> WRITTEN EXERCISE: Return only the number of lines that hold "styles".

> COLLECTED DATA:
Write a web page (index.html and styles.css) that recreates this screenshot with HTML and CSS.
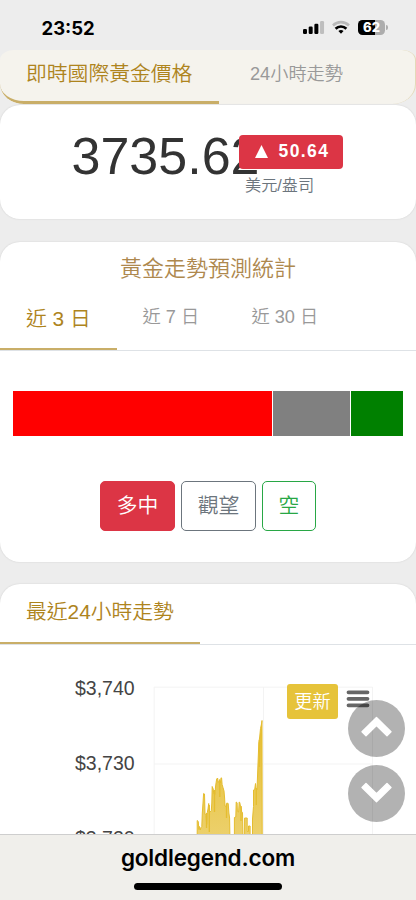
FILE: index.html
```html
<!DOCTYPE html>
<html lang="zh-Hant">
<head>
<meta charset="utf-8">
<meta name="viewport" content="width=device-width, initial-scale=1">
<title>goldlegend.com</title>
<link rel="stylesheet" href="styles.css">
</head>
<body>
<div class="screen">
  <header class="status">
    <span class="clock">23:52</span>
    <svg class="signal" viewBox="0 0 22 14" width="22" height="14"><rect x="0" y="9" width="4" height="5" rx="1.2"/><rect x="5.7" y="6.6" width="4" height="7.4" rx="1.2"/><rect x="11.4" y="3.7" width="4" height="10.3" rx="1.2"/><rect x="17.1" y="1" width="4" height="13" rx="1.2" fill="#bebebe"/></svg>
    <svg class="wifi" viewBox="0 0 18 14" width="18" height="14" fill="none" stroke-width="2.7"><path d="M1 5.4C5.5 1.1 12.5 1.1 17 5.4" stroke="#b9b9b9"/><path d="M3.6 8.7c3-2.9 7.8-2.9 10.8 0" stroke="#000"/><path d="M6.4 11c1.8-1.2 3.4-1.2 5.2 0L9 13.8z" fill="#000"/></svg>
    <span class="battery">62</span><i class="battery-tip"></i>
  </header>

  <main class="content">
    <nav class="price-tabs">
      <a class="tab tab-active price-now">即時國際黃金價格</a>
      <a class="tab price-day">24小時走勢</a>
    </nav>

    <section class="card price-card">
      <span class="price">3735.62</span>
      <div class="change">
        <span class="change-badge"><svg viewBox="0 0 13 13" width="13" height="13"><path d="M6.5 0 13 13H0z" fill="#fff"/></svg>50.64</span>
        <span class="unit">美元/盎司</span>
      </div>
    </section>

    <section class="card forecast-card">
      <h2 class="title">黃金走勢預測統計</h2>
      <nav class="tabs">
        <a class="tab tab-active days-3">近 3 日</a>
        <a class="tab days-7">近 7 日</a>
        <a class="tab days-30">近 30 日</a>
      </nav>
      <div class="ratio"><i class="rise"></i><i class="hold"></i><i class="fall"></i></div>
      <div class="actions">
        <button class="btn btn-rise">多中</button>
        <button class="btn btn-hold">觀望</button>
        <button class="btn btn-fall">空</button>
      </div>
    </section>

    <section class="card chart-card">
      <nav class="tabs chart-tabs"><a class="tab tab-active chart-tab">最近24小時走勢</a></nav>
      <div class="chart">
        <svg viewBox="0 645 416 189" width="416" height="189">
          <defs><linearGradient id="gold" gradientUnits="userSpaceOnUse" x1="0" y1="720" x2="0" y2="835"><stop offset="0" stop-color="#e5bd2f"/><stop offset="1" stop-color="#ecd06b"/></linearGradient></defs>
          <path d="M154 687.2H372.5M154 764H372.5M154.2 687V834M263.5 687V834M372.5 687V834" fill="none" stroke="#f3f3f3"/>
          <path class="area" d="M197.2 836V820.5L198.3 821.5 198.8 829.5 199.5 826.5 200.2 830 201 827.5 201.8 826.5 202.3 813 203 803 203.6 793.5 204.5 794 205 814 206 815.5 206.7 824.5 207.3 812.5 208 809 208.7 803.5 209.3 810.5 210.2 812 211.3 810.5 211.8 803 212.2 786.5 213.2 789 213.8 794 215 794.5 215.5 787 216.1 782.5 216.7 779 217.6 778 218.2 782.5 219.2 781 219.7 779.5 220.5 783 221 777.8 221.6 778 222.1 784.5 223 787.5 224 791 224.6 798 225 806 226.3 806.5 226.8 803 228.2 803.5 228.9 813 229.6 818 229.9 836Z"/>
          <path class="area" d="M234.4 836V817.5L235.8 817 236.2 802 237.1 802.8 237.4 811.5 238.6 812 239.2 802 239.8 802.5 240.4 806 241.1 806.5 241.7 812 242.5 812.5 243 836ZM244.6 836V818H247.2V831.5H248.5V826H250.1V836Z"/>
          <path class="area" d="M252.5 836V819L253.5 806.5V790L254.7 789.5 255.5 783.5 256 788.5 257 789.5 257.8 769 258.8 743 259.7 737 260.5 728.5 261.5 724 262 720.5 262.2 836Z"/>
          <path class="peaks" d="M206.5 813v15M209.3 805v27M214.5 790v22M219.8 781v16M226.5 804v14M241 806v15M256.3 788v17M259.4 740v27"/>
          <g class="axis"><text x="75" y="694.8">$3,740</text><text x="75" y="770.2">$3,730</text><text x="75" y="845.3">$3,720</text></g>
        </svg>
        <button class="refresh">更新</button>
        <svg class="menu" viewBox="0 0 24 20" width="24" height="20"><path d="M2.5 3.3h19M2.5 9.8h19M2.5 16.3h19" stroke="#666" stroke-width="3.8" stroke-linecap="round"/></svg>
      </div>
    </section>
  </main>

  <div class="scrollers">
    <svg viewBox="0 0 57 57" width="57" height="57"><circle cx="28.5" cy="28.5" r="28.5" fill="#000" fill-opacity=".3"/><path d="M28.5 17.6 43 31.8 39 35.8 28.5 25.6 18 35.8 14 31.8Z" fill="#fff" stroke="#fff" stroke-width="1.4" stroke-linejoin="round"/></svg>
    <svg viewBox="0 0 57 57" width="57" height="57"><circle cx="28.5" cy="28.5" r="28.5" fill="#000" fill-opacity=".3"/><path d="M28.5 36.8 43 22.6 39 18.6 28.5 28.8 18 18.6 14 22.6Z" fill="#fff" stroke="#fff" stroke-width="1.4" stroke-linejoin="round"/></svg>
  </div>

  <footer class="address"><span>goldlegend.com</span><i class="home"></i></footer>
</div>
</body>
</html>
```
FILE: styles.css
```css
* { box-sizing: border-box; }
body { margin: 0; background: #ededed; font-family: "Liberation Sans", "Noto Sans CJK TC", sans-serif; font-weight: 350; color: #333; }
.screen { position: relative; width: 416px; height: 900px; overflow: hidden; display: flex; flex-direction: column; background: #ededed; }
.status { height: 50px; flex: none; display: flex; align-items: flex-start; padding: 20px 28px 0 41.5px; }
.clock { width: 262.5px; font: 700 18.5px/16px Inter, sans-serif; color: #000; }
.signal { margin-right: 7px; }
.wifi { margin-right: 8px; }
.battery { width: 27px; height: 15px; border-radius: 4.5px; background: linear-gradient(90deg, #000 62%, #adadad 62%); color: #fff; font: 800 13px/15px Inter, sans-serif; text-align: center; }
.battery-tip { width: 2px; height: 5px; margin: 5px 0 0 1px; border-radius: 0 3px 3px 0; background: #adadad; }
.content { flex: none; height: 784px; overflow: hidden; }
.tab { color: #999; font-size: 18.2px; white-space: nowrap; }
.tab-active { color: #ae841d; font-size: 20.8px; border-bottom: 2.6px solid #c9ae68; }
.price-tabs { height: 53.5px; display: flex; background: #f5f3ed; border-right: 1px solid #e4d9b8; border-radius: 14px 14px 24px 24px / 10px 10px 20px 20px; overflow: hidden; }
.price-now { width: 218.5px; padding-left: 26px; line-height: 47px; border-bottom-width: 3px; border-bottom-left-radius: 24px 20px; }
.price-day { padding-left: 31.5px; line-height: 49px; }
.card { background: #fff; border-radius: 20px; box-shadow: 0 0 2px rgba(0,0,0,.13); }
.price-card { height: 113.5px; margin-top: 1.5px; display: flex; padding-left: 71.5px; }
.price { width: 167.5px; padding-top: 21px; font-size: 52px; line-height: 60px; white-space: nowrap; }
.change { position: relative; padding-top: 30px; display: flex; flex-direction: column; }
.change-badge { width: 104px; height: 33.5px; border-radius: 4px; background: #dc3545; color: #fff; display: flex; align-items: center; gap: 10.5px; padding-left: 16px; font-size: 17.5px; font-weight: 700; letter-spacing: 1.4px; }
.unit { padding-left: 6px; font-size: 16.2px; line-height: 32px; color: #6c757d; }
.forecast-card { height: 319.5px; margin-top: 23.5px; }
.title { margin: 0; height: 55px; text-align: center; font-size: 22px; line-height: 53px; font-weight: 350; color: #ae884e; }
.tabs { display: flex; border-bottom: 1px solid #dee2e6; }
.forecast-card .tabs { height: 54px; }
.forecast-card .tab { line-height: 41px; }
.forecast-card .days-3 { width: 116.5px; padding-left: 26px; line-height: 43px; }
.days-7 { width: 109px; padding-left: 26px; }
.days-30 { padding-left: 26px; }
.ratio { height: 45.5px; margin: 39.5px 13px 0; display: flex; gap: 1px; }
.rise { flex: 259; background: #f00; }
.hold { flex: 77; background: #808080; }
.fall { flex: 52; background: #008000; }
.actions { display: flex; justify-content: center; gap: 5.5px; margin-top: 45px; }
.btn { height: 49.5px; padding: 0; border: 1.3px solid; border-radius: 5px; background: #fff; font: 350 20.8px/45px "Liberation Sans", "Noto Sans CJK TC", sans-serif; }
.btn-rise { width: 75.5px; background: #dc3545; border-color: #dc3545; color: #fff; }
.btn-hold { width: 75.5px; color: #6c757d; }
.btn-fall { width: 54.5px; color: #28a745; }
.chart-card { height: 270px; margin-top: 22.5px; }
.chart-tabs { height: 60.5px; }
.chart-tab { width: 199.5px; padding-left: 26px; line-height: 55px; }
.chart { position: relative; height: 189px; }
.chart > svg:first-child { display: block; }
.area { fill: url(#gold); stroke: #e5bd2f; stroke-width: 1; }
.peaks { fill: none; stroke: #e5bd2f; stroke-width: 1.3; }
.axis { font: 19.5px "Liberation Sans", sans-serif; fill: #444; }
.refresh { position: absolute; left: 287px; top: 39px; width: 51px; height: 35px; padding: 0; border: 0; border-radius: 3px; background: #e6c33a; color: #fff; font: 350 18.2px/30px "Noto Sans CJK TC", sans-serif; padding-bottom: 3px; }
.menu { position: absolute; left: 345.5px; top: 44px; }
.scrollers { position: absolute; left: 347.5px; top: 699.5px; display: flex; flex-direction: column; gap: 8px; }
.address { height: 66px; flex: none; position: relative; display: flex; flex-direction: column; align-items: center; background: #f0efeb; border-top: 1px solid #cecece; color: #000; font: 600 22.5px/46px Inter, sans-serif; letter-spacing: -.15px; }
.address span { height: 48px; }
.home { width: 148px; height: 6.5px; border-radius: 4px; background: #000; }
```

> ANSWER TO THIS TASK: 3